Helen, because she can, immediately begins calling Kate ‘Virginia’, while at the same time temporarily promoting her to acting DS (Detective Sergeant) under the theory that Kate is ‘replacing’ her former DS so…
Helen and Kate investigate: 1) an arsonist (that’s what got Kate out of the bed that first meeting); 2) a murder (there was a dead body in the most recent place hit by the arsonist (with injuries indicating that they didn’t die there and was actually hit by a car – no, not the one from the beginning of the book (I’m not ‘spoiling’ anything with that revelation, the person killed by car at the beginning of the book was a woman; the killed by car and found in the burned house was a man); 3) and a missing person case (a mother has lost contact with her adult son. Helen and Kate look into it). What they do not investigate is: 1) the dead female jogger from the prologue. Meanwhile: they flirt, then have a fling together while doing certain things that seem quite unprofessional (beyond having a fling together, I mean), like locking one or the other inside cars with handcuffs and stuff (there were several things that occurred that made me question both of them as police officers: Helen kept doing inappropriate things; Kate seems way too angry to function).
And then we reach: everything is way too twisted together, with a huge not-seen-by-me (which is actually pretty rare for me) massive plot twist, to be able to say anything beyond vague words about how everything turned out.

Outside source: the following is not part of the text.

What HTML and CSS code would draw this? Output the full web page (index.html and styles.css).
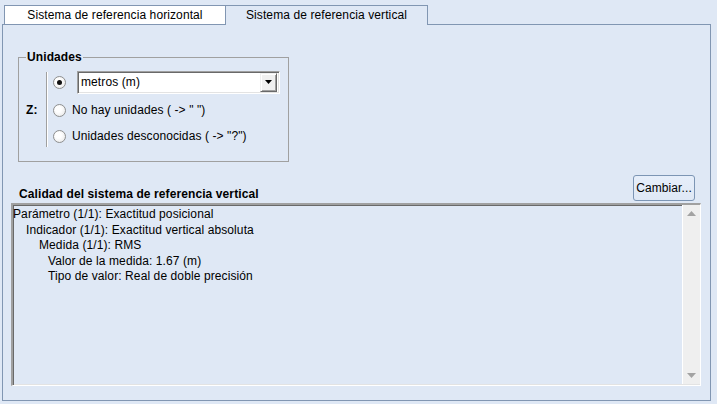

Whether the mystery was satisfying. Whether the romance was good. Etc. etc.
*taps fingers, attempting to think of things to write*
Right, so. Interesting book. Different from the norm. Liked the two main characters, and, oddly, the romance thread, or I should say the boss dating the underling worked out better than normal for me. The mystery threads were well done. I do not recall anything that’d be considered an unanswered thread, and/or plot holes.